Wu hat selbst 19 Jahre im Arbeitslager verbracht. Seit einigen Jahren leitet er in den USA eine Stiftung, die das Lagersystem dokumentiert. Zwangsarbeit ist ein häufiges Strafmaß für politische Gefangene, aber auch Kriminelle werden in China ins Laogai gebracht. Bis zu vier Jahre Zwangsarbeit kann die Polizei ohne Gerichtsverfahren verhängen. Der Menschenrechtler Wu vermutet, dass zwei Millionen Menschen in den Lagern sitzen. Genau wisse es keiner, denn "die Zahl der Gefangenen und die Zahl der Lager ist seit 1949 ein Staatsgeheimnis."

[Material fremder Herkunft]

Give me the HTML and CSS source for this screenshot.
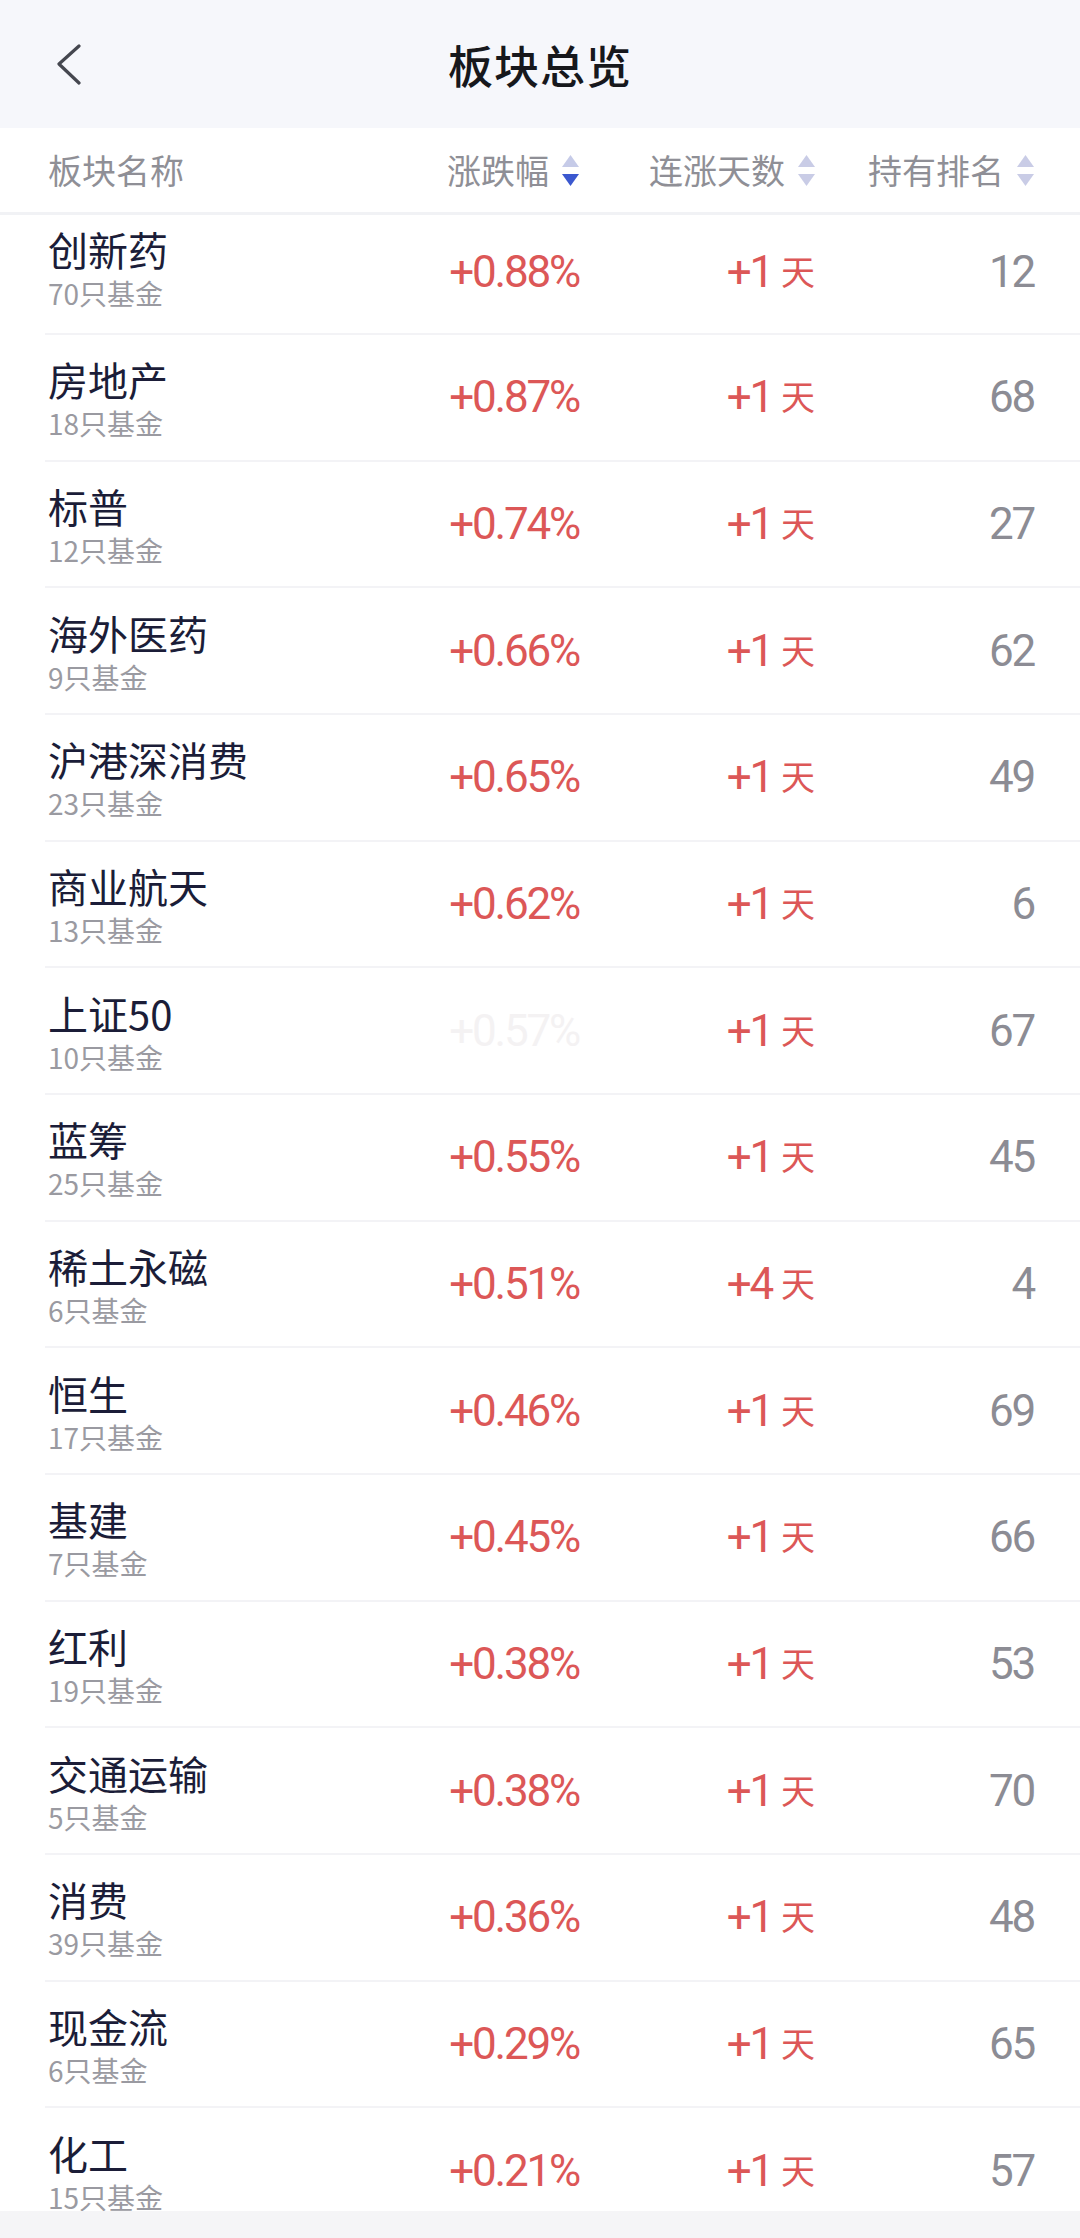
FILE: index.html
```html
<!DOCTYPE html>
<html lang="zh-CN">
<head>
    <meta charset="UTF-8">
    <meta name="viewport" content="width=device-width, initial-scale=1.0">
    <title>板块总览</title>
    <link rel="stylesheet" href="styles.css">
</head>
<body>

    <header class="nav-bar">
        <button class="back" type="button" aria-label="返回">
            <svg width="26" height="42" viewBox="0 0 26 42">
                <polyline points="23,2 3,20 23,39" fill="none" stroke="#45474f" stroke-width="3.2" stroke-linecap="round" stroke-linejoin="round"/>
            </svg>
        </button>
        <h1>板块总览</h1>
    </header>

    <!-- 表头 -->
    <div class="table-head">
        <div class="col-name">板块名称</div>
        <div class="col-sort">涨跌幅
            <svg class="sort" width="17" height="31" viewBox="0 0 17 31">
                <polygon points="8.5,0 17,12 0,12" fill="#c6cbe8"/>
                <polygon points="0,19 17,19 8.5,31" fill="#3b58cf"/>
            </svg>
        </div>
        <div class="col-sort">连涨天数
            <svg class="sort" width="17" height="31" viewBox="0 0 17 31">
                <polygon points="8.5,0 17,12 0,12" fill="#c9cce6"/>
                <polygon points="0,19 17,19 8.5,31" fill="#c9cce6"/>
            </svg>
        </div>
        <div class="col-sort">持有排名
            <svg class="sort" width="17" height="31" viewBox="0 0 17 31">
                <polygon points="8.5,0 17,12 0,12" fill="#c9cce6"/>
                <polygon points="0,19 17,19 8.5,31" fill="#c9cce6"/>
            </svg>
        </div>
    </div>

    <!-- 板块列表 -->
    <main class="list">
        <div class="row">
            <div class="name-cell"><div class="name">创新药</div><div class="count">70只基金</div></div>
            <div class="pct">+0.88%</div>
            <div class="days">+1<span class="unit">天</span></div>
            <div class="rank">12</div>
        </div>
        <div class="row">
            <div class="name-cell"><div class="name">房地产</div><div class="count">18只基金</div></div>
            <div class="pct">+0.87%</div>
            <div class="days">+1<span class="unit">天</span></div>
            <div class="rank">68</div>
        </div>
        <div class="row">
            <div class="name-cell"><div class="name">标普</div><div class="count">12只基金</div></div>
            <div class="pct">+0.74%</div>
            <div class="days">+1<span class="unit">天</span></div>
            <div class="rank">27</div>
        </div>
        <div class="row">
            <div class="name-cell"><div class="name">海外医药</div><div class="count">9只基金</div></div>
            <div class="pct">+0.66%</div>
            <div class="days">+1<span class="unit">天</span></div>
            <div class="rank">62</div>
        </div>
        <div class="row">
            <div class="name-cell"><div class="name">沪港深消费</div><div class="count">23只基金</div></div>
            <div class="pct">+0.65%</div>
            <div class="days">+1<span class="unit">天</span></div>
            <div class="rank">49</div>
        </div>
        <div class="row">
            <div class="name-cell"><div class="name">商业航天</div><div class="count">13只基金</div></div>
            <div class="pct">+0.62%</div>
            <div class="days">+1<span class="unit">天</span></div>
            <div class="rank">6</div>
        </div>
        <div class="row">
            <div class="name-cell"><div class="name">上证50</div><div class="count">10只基金</div></div>
            <div class="pct faded">+0.57%</div>
            <div class="days">+1<span class="unit">天</span></div>
            <div class="rank">67</div>
        </div>
        <div class="row">
            <div class="name-cell"><div class="name">蓝筹</div><div class="count">25只基金</div></div>
            <div class="pct">+0.55%</div>
            <div class="days">+1<span class="unit">天</span></div>
            <div class="rank">45</div>
        </div>
        <div class="row">
            <div class="name-cell"><div class="name">稀土永磁</div><div class="count">6只基金</div></div>
            <div class="pct">+0.51%</div>
            <div class="days">+4<span class="unit">天</span></div>
            <div class="rank">4</div>
        </div>
        <div class="row">
            <div class="name-cell"><div class="name">恒生</div><div class="count">17只基金</div></div>
            <div class="pct">+0.46%</div>
            <div class="days">+1<span class="unit">天</span></div>
            <div class="rank">69</div>
        </div>
        <div class="row">
            <div class="name-cell"><div class="name">基建</div><div class="count">7只基金</div></div>
            <div class="pct">+0.45%</div>
            <div class="days">+1<span class="unit">天</span></div>
            <div class="rank">66</div>
        </div>
        <div class="row">
            <div class="name-cell"><div class="name">红利</div><div class="count">19只基金</div></div>
            <div class="pct">+0.38%</div>
            <div class="days">+1<span class="unit">天</span></div>
            <div class="rank">53</div>
        </div>
        <div class="row">
            <div class="name-cell"><div class="name">交通运输</div><div class="count">5只基金</div></div>
            <div class="pct">+0.38%</div>
            <div class="days">+1<span class="unit">天</span></div>
            <div class="rank">70</div>
        </div>
        <div class="row">
            <div class="name-cell"><div class="name">消费</div><div class="count">39只基金</div></div>
            <div class="pct">+0.36%</div>
            <div class="days">+1<span class="unit">天</span></div>
            <div class="rank">48</div>
        </div>
        <div class="row">
            <div class="name-cell"><div class="name">现金流</div><div class="count">6只基金</div></div>
            <div class="pct">+0.29%</div>
            <div class="days">+1<span class="unit">天</span></div>
            <div class="rank">65</div>
        </div>
        <div class="row">
            <div class="name-cell"><div class="name">化工</div><div class="count">15只基金</div></div>
            <div class="pct">+0.21%</div>
            <div class="days">+1<span class="unit">天</span></div>
            <div class="rank">57</div>
        </div>
    </main>

    <div class="home-bar"></div>

</body>
</html>
```

FILE: styles.css
```css
/* Reset */
* {
    box-sizing: border-box;
}

body, h1 {
    margin: 0;
    padding: 0;
}

body {
    font-family: "Noto Sans CJK SC", "Noto Sans", sans-serif;
    background-color: #ffffff;
    width: 1080px;
    height: 2238px;
    overflow: hidden;
}

/* Barra de navegação */
.nav-bar {
    position: relative;
    height: 128px;
    background-color: #f6f7fb;
    display: flex;
    align-items: center;
    justify-content: center;
}

.back {
    position: absolute;
    left: 56px;
    top: 44px;
    padding: 0;
    border: none;
    background: none;
    display: flex;
}

.nav-bar h1 {
    font-size: 45px;
    font-weight: 500;
    color: #17181c;
    line-height: 1;
    letter-spacing: 1px;
}

/* Cabeçalho da tabela */
.table-head {
    height: 87px;
    padding: 0 46px 0 48px;
    border-bottom: 3px solid #f1f2f5;
    display: grid;
    grid-template-columns: 1fr 231px 236px 219px;
    align-items: center;
    font-size: 34px;
    color: #8f8f96;
    line-height: 1;
}

.col-sort {
    display: flex;
    align-items: center;
    justify-content: flex-end;
    gap: 13px;
}

/* Lista */
.list {
    height: 1996px;
    overflow: hidden;
}

.row {
    height: 126.67px;
    margin-left: 45px;
    padding: 0 46px 0 3px;
    border-bottom: 2px solid #f3f3f6;
    display: grid;
    grid-template-columns: 1fr 231px 236px 219px;
    align-items: center;
}

.row:first-child {
    height: 120px;
    padding-bottom: 4px;
}

.name-cell {
    display: flex;
    flex-direction: column;
    margin-top: 4px;
}

.row:first-child .name-cell {
    margin-top: -6px;
}

.name {
    font-size: 40px;
    line-height: 48px;
    color: #1b1d38;
}

.count {
    font-size: 28px;
    line-height: 40px;
    color: #9a9aa1;
}

.pct, .days, .rank {
    font-family: Roboto, "Noto Sans", sans-serif;
    font-weight: 400;
    font-size: 44px;
    letter-spacing: -2.2px;
    line-height: 1;
    text-align: right;
}

.pct, .days {
    color: #dc5757;
}

.pct.faded {
    color: #f4f2f3;
}

.unit {
    font-family: "Noto Sans CJK SC", sans-serif;
    font-size: 34px;
    letter-spacing: 0;
    margin-left: 9px;
    vertical-align: 2px;
}

.rank {
    color: #8c8c94;
}

/* Barra inferior */
.home-bar {
    height: 27px;
    background-color: #f5f5f7;
}
```
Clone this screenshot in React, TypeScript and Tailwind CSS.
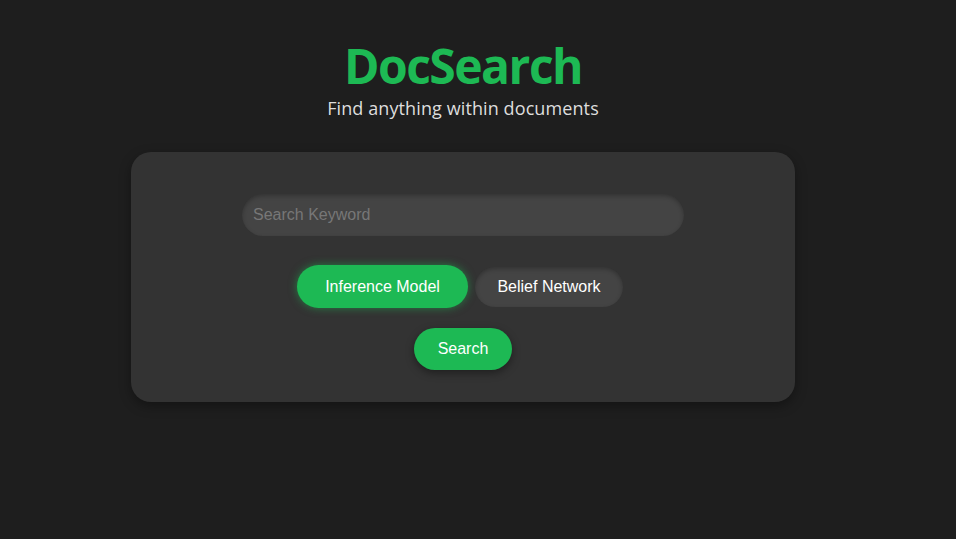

Schwarze Liste mit Laogai-Produkten

Um Geschäfte mit dem Westen machen zu können, werden die Lager als ganz normale Firmen ausgegeben. Am Vordereingang empfängt man dann unter dem Firmennamen Geschäftskunden, über den Hintereingang werden die Strafgefangenen zur Arbeit gebracht. Dass ein Produkt in Zwangsarbeit hergestellt worden sei, lasse sich nur selten nachweisen, sagt Peter Müller von der Internationalen Gesellschaft für Menschenrechte. Er hofft, dass die Resolution Auswirkungen hat - dass sich zum Beispiel die deutsche Wirtschaft noch energischer dafür einsetzt, dass die Waren, die sie importiert, nicht aus dem Laogai stammen.

So hat sich bereits die deutsche Spielwarenindustrie verpflichtet, künftig darauf zu achten, keine Laogai-Produkte mehr zu importieren. Menschenrechtler fordern aber auch vom Staat, sich stärker gegen den Import von Laogai-Produkten einzusetzen. Vorbild sind hier die USA, wo ein Gesetz die Einfuhr von Produkten verbietet, die in Zwangsarbeit hergestellt worden sind. Wer Laogai-Produkte importiert, macht sich damit strafbar. Die Schwarze Liste der USA erfasst allerdings nur einen winzigen Teil der Laogai-Produkte. Seit 1992 regelt ein Vertrag zwischen den USA und China, dass die Volksrepublik offen legt, welche Produkte in Zwangsarbeit hergestellt wurden. Erfüllt hat sie diese Verpflichtung nie.